Retype each line of the material exactly, please, skipping any picture in it.
########
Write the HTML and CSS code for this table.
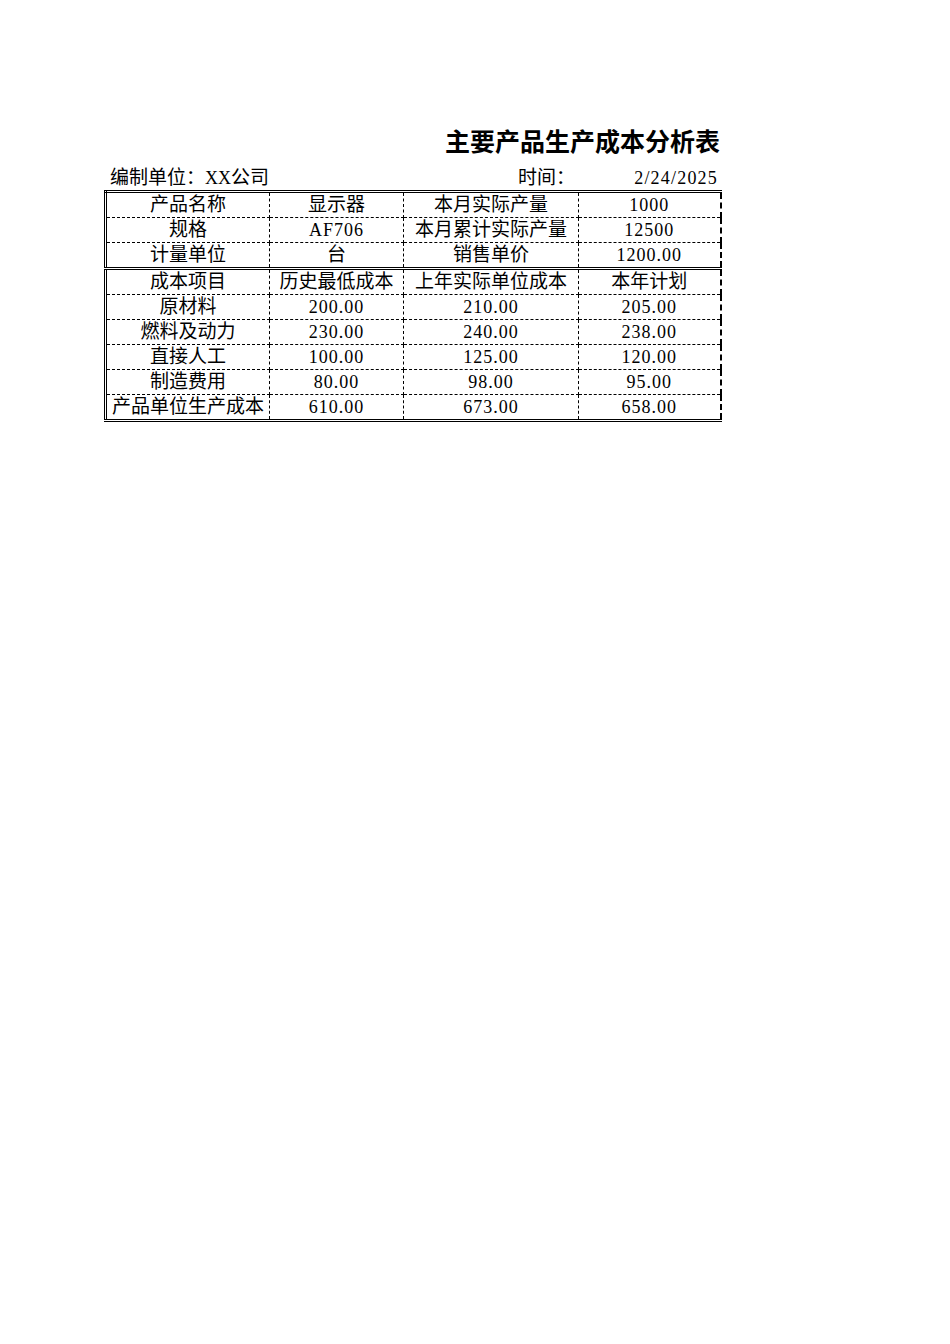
FILE: index.html
```html
<!DOCTYPE html>
<html lang="zh">
<head>
<meta charset="utf-8">
<title>主要产品生产成本分析表</title>
<link rel="stylesheet" href="styles.css">
</head>
<body>
<div class="sheet">
  <div class="title">主要产品生产成本分析表</div>
  <div class="info">
    <div class="info-left">编制单位：<span class="latin tight">XX</span>公司</div>
    <div class="info-time">时间：</div>
    <div class="info-date latin">2/24/2025</div>
  </div>
  <table class="grid">
    <colgroup>
      <col class="c1"><col class="c2"><col class="c3"><col class="c4">
    </colgroup>
    <tbody>
      <tr><td>产品名称</td><td>显示器</td><td>本月实际产量</td><td class="num">1000</td></tr>
      <tr><td>规格</td><td class="num">AF706</td><td>本月累计实际产量</td><td class="num">12500</td></tr>
      <tr class="sep"><td>计量单位</td><td>台</td><td>销售单价</td><td class="num">1200.00</td></tr>
      <tr><td>成本项目</td><td>历史最低成本</td><td>上年实际单位成本</td><td>本年计划</td></tr>
      <tr><td>原材料</td><td class="num">200.00</td><td class="num">210.00</td><td class="num">205.00</td></tr>
      <tr><td>燃料及动力</td><td class="num">230.00</td><td class="num">240.00</td><td class="num">238.00</td></tr>
      <tr><td>直接人工</td><td class="num">100.00</td><td class="num">125.00</td><td class="num">120.00</td></tr>
      <tr><td>制造费用</td><td class="num">80.00</td><td class="num">98.00</td><td class="num">95.00</td></tr>
      <tr class="last"><td>产品单位生产成本</td><td class="num">610.00</td><td class="num">673.00</td><td class="num">658.00</td></tr>
    </tbody>
  </table>
</div>
</body>
</html>
```

FILE: styles.css
```css
html, body {
  margin: 0;
  padding: 0;
  background: #ffffff;
}

body {
  font-family: "Liberation Serif", "Noto Sans CJK SC", serif;
  color: #000;
}

.sheet {
  margin-left: 104px;
  padding-top: 125px;
  width: 616px;
}

.title {
  height: 30px;
  line-height: 30px;
  font-size: 25px;
  font-weight: bold;
  text-align: right;
  font-family: "Noto Sans CJK SC", sans-serif;
}

.info {
  margin-top: 11px;
  display: grid;
  grid-template-columns: 298px 175px 143px;
  height: 24px;
  line-height: 24px;
  font-size: 19px;
}

.latin {
  font-family: "Liberation Serif", serif;
  font-size: 18px;
  letter-spacing: 1.2px;
}

.latin.tight {
  letter-spacing: 0;
  font-size: 18px;
}

.info-left {
  padding-left: 6px;
  white-space: nowrap;
}

.info-time {
  text-align: right;
  padding-right: 2px;
}

.info-date {
  text-align: right;
  padding-right: 2px;
}

.grid {
  border-collapse: collapse;
  table-layout: fixed;
  width: 615px;
  border-top: 3px double #000;
  border-left: 3px double #000;
  border-bottom: 3px double #000;
  border-right: 2px dashed #000;
}

.c1 { width: 164px; }
.c2 { width: 134px; }
.c3 { width: 175px; }
.c4 { width: 142px; }

.grid td {
  height: 24px;
  padding: 0;
  text-align: center;
  vertical-align: middle;
  font-size: 19px;
  line-height: 22px;
  white-space: nowrap;
  border-right: 1px dashed #000;
  border-bottom: 1px dashed #000;
}

.grid td:last-child {
  border-right: 2px dashed #000;
}

.grid td.num {
  font-family: "Liberation Serif", serif;
  font-size: 18px;
  letter-spacing: 1px;
}

.grid tr.sep td {
  border-bottom: 3px double #000;
}

.grid tr.last td {
  border-bottom: 3px double #000;
}
```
########
* _Answer_
Write the HTML and CSS code for this table.
FILE: index.html
```html
<!DOCTYPE html>
<html lang="zh">
<head>
<meta charset="utf-8">
<title>主要产品生产成本分析表</title>
<link rel="stylesheet" href="styles.css">
</head>
<body>
<div class="sheet">
  <div class="title">主要产品生产成本分析表</div>
  <div class="info">
    <div class="info-left">编制单位：<span class="latin tight">XX</span>公司</div>
    <div class="info-time">时间：</div>
    <div class="info-date latin">2/24/2025</div>
  </div>
  <table class="grid">
    <colgroup>
      <col class="c1"><col class="c2"><col class="c3"><col class="c4">
    </colgroup>
    <tbody>
      <tr><td>产品名称</td><td>显示器</td><td>本月实际产量</td><td class="num">1000</td></tr>
      <tr><td>规格</td><td class="num">AF706</td><td>本月累计实际产量</td><td class="num">12500</td></tr>
      <tr class="sep"><td>计量单位</td><td>台</td><td>销售单价</td><td class="num">1200.00</td></tr>
      <tr><td>成本项目</td><td>历史最低成本</td><td>上年实际单位成本</td><td>本年计划</td></tr>
      <tr><td>原材料</td><td class="num">200.00</td><td class="num">210.00</td><td class="num">205.00</td></tr>
      <tr><td>燃料及动力</td><td class="num">230.00</td><td class="num">240.00</td><td class="num">238.00</td></tr>
      <tr><td>直接人工</td><td class="num">100.00</td><td class="num">125.00</td><td class="num">120.00</td></tr>
      <tr><td>制造费用</td><td class="num">80.00</td><td class="num">98.00</td><td class="num">95.00</td></tr>
      <tr class="last"><td>产品单位生产成本</td><td class="num">610.00</td><td class="num">673.00</td><td class="num">658.00</td></tr>
    </tbody>
  </table>
</div>
</body>
</html>
```

FILE: styles.css
```css
html, body {
  margin: 0;
  padding: 0;
  background: #ffffff;
}

body {
  font-family: "Liberation Serif", "Noto Sans CJK SC", serif;
  color: #000;
}

.sheet {
  margin-left: 104px;
  padding-top: 125px;
  width: 616px;
}

.title {
  height: 30px;
  line-height: 30px;
  font-size: 25px;
  font-weight: bold;
  text-align: right;
  font-family: "Noto Sans CJK SC", sans-serif;
}

.info {
  margin-top: 11px;
  display: grid;
  grid-template-columns: 298px 175px 143px;
  height: 24px;
  line-height: 24px;
  font-size: 19px;
}

.latin {
  font-family: "Liberation Serif", serif;
  font-size: 18px;
  letter-spacing: 1.2px;
}

.latin.tight {
  letter-spacing: 0;
  font-size: 18px;
}

.info-left {
  padding-left: 6px;
  white-space: nowrap;
}

.info-time {
  text-align: right;
  padding-right: 2px;
}

.info-date {
  text-align: right;
  padding-right: 2px;
}

.grid {
  border-collapse: collapse;
  table-layout: fixed;
  width: 615px;
  border-top: 3px double #000;
  border-left: 3px double #000;
  border-bottom: 3px double #000;
  border-right: 2px dashed #000;
}

.c1 { width: 164px; }
.c2 { width: 134px; }
.c3 { width: 175px; }
.c4 { width: 142px; }

.grid td {
  height: 24px;
  padding: 0;
  text-align: center;
  vertical-align: middle;
  font-size: 19px;
  line-height: 22px;
  white-space: nowrap;
  border-right: 1px dashed #000;
  border-bottom: 1px dashed #000;
}

.grid td:last-child {
  border-right: 2px dashed #000;
}

.grid td.num {
  font-family: "Liberation Serif", serif;
  font-size: 18px;
  letter-spacing: 1px;
}

.grid tr.sep td {
  border-bottom: 3px double #000;
}

.grid tr.last td {
  border-bottom: 3px double #000;
}
```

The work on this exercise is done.